日刊ゲンダイ 孫崎享 外交評論家:口約束の「日韓合意」見直しを拒否する安倍政権の非常識 日本外交と政治の正体 2018年1月19日  
  読売新聞社が世論調査を実施し、慰安婦問題を巡る2015年12月の「日韓合意」について、韓国政府からの追加要求には応じないとする日本政府の方針を「支持する」と答えた人が83%に上った、と報じた。私にとっては全くの驚きである。
  日本政府の方針を「支持する」と回答した人のどれくらいが、「追加要求」の内容を知っているのだろうか。具体的な内容を知らずに「追加要求」という言葉が独り歩きしているのではないだろうか。
  韓国側が公表した新方針は次の通りだ。
①日本政府が拠出した「和解・癒やし財団」への基金10億円は韓国政府の予算で充当する。
②韓国政府は合意に関して日本政府に再交渉は求めない。
③ただ、日本側が自ら、国際的な普遍基準によって真実をありのまま認め、被害者の名誉と尊厳の回復と心の傷の癒やしに向けた努力を続けてくれることを期待する。
  日本国民は、この韓国の新方針のどの部分が遺憾だと感じているのか。
  安倍首相は「合意は国と国との約束で、これを守ることは国際的かつ普遍的な原則だ。韓国側が一方的にさらなる措置を求めることは、全く受け入れられない」と言っている。しかし、この発言は国際的常識からいえば正当性はない。
  前提として民主主義国家とは何かを考える必要がある。民主主義とは政府が国民の意思を反映し、実施することである。大統領選挙や国会選挙で政権が代われば、当然主要政策は変更される。米国のトランプ大統領は大統領就任後、TPP合意からの離脱を宣言した。そしてさらに、北米自由貿易協定からの離脱も検討している。ところが、関係国が「過去の合意を守らない」とトランプを非難しているのかといえば、していない。

  国際的な約束には、順守の重いものから順に「条約」「署名文書の作成」「口頭約束」がある。
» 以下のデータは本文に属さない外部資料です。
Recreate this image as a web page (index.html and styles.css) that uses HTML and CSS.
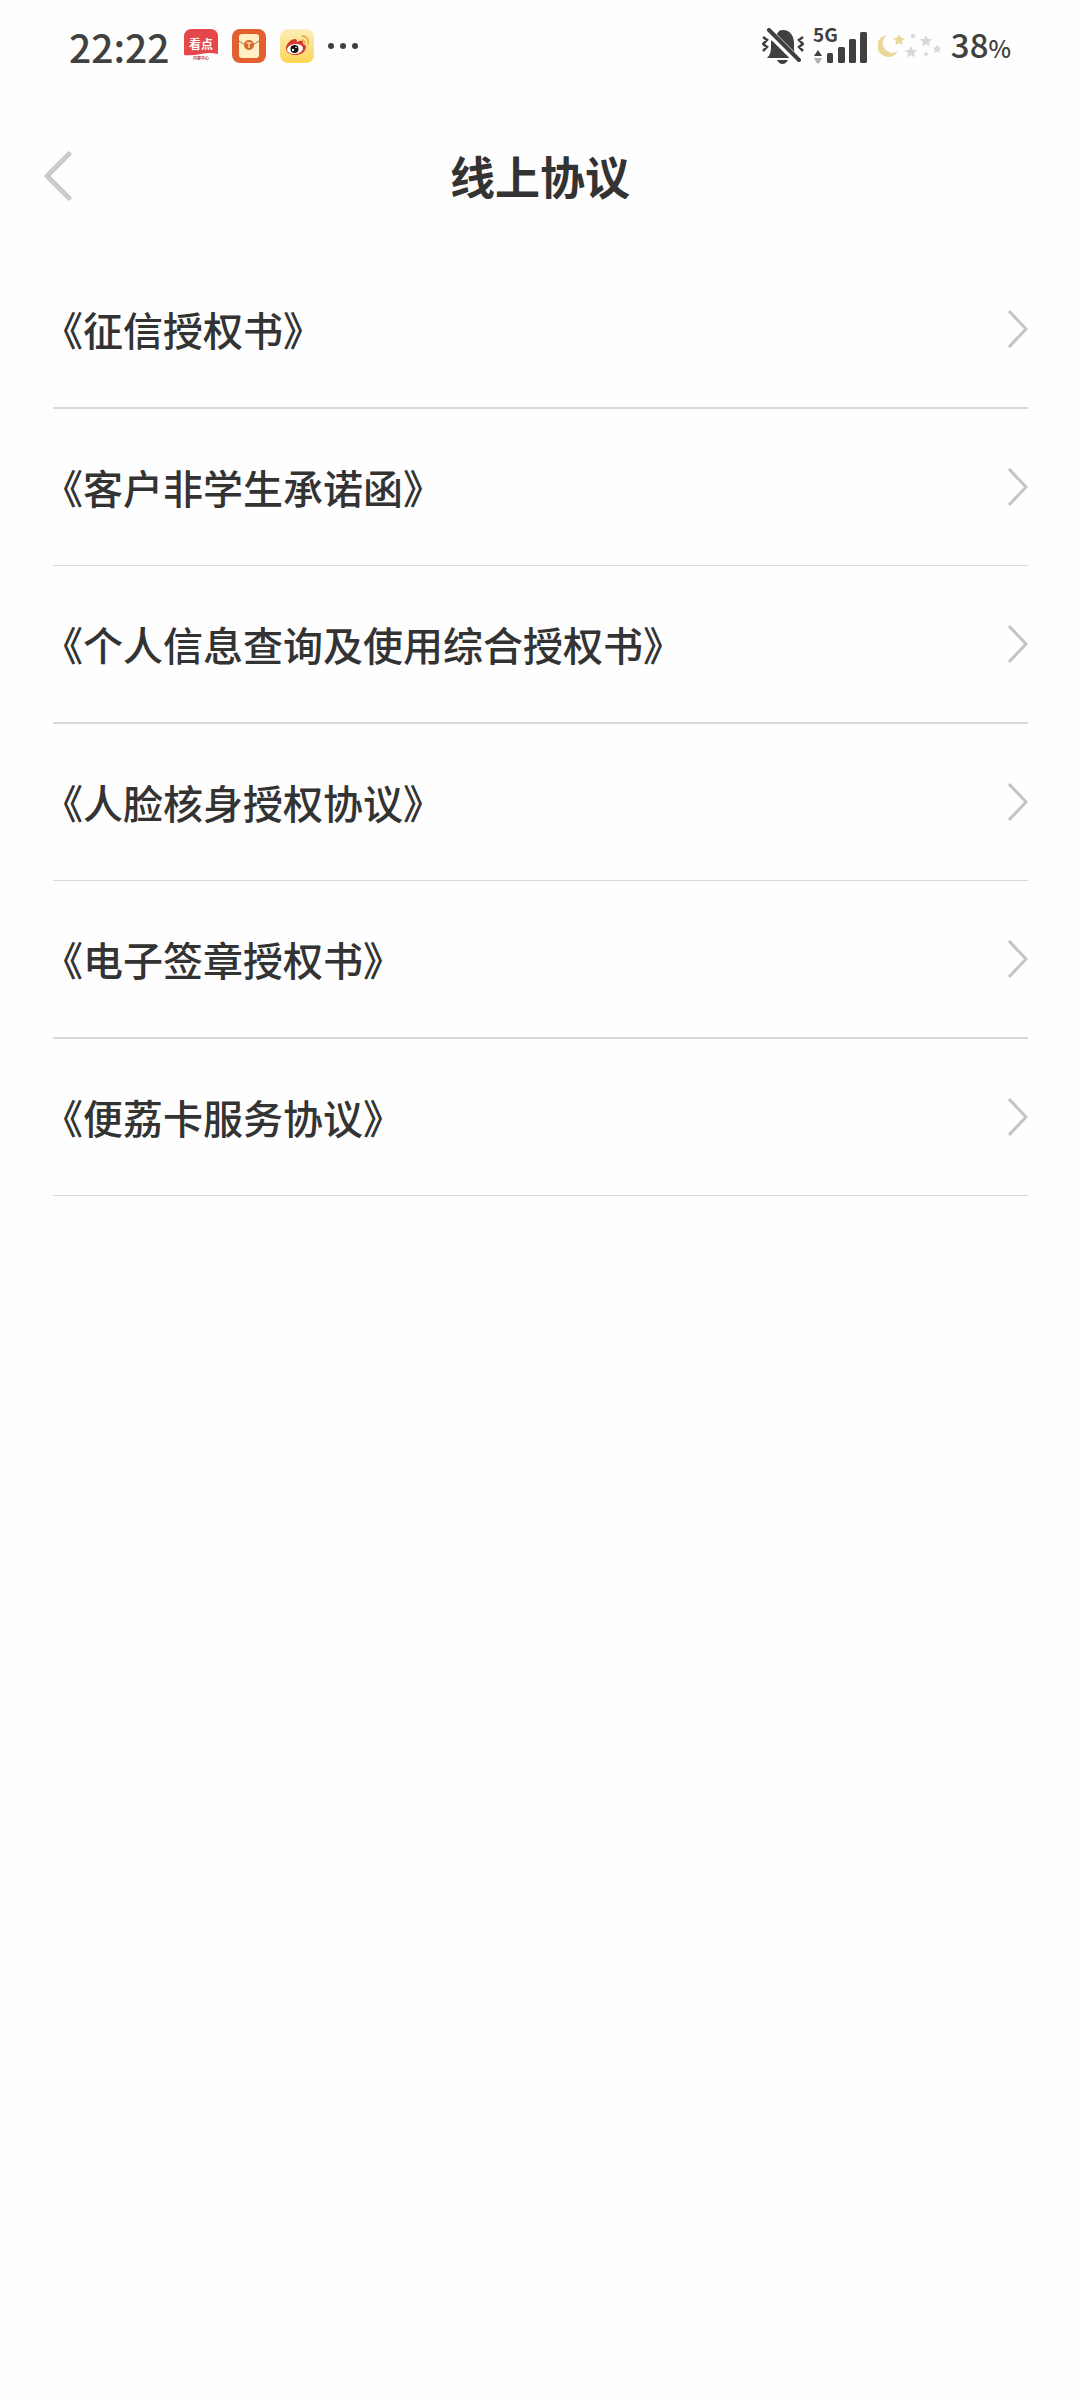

「日韓合意」は公式文書の作成は行わず、両外務大臣が記者会見を開いて発表するという形式で行った「口頭約束」に過ぎない。この程度の合意について、「合意は国と国との約束。順守は国際的かつ普遍的な原則。韓国側が一方的にさらなる措置を求めることは、全く受理できない」という認識は国際的な常識から大きく逸脱している。
  そもそも韓国国民の重大関心である慰安婦問題を、日本の一政権が「最終的、不可逆的合意」ができると考えているのが間違いなのだ。